The request
Write out the data below in full. Keep it exact.

- - -

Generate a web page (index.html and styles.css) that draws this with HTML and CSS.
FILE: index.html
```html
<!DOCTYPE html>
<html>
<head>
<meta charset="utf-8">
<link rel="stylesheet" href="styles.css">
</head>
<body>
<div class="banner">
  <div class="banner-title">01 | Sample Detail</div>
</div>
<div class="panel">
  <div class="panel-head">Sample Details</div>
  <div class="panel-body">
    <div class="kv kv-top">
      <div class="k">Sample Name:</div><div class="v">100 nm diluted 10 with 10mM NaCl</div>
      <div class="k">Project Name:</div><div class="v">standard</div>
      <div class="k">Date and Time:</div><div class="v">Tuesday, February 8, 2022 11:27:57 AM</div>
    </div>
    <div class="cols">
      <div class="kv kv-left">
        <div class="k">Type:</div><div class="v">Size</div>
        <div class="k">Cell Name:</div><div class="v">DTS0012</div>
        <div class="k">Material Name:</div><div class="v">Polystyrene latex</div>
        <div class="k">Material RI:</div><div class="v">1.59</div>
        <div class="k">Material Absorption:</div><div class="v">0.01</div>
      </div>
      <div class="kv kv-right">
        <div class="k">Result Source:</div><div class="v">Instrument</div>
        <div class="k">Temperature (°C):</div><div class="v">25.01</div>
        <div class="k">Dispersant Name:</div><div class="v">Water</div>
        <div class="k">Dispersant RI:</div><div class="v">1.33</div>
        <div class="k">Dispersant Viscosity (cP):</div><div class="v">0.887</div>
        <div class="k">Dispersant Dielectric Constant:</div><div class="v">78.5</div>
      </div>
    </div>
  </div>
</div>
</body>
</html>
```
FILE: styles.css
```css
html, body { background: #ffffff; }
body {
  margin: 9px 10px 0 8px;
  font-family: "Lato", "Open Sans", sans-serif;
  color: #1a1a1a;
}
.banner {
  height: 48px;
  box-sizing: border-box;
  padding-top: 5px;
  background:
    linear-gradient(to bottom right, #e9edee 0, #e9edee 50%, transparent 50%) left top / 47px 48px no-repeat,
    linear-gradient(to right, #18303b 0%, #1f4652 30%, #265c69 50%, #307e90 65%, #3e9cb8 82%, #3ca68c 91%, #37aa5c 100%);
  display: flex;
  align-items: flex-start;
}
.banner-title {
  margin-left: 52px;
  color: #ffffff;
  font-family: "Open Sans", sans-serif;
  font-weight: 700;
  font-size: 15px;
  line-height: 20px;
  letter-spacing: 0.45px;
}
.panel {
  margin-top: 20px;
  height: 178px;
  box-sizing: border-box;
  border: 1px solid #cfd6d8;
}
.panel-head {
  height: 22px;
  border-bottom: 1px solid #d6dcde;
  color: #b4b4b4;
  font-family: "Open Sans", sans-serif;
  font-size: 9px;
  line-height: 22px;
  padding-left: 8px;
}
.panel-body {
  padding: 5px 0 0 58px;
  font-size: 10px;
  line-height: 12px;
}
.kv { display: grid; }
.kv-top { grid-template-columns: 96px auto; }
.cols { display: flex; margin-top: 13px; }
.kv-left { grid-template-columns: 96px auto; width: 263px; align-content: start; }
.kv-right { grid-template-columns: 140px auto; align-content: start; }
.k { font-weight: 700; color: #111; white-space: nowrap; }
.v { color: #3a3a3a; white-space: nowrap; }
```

- - -

The output
Generate a web page (index.html and styles.css) that draws this with HTML and CSS.
FILE: index.html
```html
<!DOCTYPE html>
<html>
<head>
<meta charset="utf-8">
<link rel="stylesheet" href="styles.css">
</head>
<body>
<div class="banner">
  <div class="banner-title">01 | Sample Detail</div>
</div>
<div class="panel">
  <div class="panel-head">Sample Details</div>
  <div class="panel-body">
    <div class="kv kv-top">
      <div class="k">Sample Name:</div><div class="v">100 nm diluted 10 with 10mM NaCl</div>
      <div class="k">Project Name:</div><div class="v">standard</div>
      <div class="k">Date and Time:</div><div class="v">Tuesday, February 8, 2022 11:27:57 AM</div>
    </div>
    <div class="cols">
      <div class="kv kv-left">
        <div class="k">Type:</div><div class="v">Size</div>
        <div class="k">Cell Name:</div><div class="v">DTS0012</div>
        <div class="k">Material Name:</div><div class="v">Polystyrene latex</div>
        <div class="k">Material RI:</div><div class="v">1.59</div>
        <div class="k">Material Absorption:</div><div class="v">0.01</div>
      </div>
      <div class="kv kv-right">
        <div class="k">Result Source:</div><div class="v">Instrument</div>
        <div class="k">Temperature (°C):</div><div class="v">25.01</div>
        <div class="k">Dispersant Name:</div><div class="v">Water</div>
        <div class="k">Dispersant RI:</div><div class="v">1.33</div>
        <div class="k">Dispersant Viscosity (cP):</div><div class="v">0.887</div>
        <div class="k">Dispersant Dielectric Constant:</div><div class="v">78.5</div>
      </div>
    </div>
  </div>
</div>
</body>
</html>
```
FILE: styles.css
```css
html, body { background: #ffffff; }
body {
  margin: 9px 10px 0 8px;
  font-family: "Lato", "Open Sans", sans-serif;
  color: #1a1a1a;
}
.banner {
  height: 48px;
  box-sizing: border-box;
  padding-top: 5px;
  background:
    linear-gradient(to bottom right, #e9edee 0, #e9edee 50%, transparent 50%) left top / 47px 48px no-repeat,
    linear-gradient(to right, #18303b 0%, #1f4652 30%, #265c69 50%, #307e90 65%, #3e9cb8 82%, #3ca68c 91%, #37aa5c 100%);
  display: flex;
  align-items: flex-start;
}
.banner-title {
  margin-left: 52px;
  color: #ffffff;
  font-family: "Open Sans", sans-serif;
  font-weight: 700;
  font-size: 15px;
  line-height: 20px;
  letter-spacing: 0.45px;
}
.panel {
  margin-top: 20px;
  height: 178px;
  box-sizing: border-box;
  border: 1px solid #cfd6d8;
}
.panel-head {
  height: 22px;
  border-bottom: 1px solid #d6dcde;
  color: #b4b4b4;
  font-family: "Open Sans", sans-serif;
  font-size: 9px;
  line-height: 22px;
  padding-left: 8px;
}
.panel-body {
  padding: 5px 0 0 58px;
  font-size: 10px;
  line-height: 12px;
}
.kv { display: grid; }
.kv-top { grid-template-columns: 96px auto; }
.cols { display: flex; margin-top: 13px; }
.kv-left { grid-template-columns: 96px auto; width: 263px; align-content: start; }
.kv-right { grid-template-columns: 140px auto; align-content: start; }
.k { font-weight: 700; color: #111; white-space: nowrap; }
.v { color: #3a3a3a; white-space: nowrap; }
```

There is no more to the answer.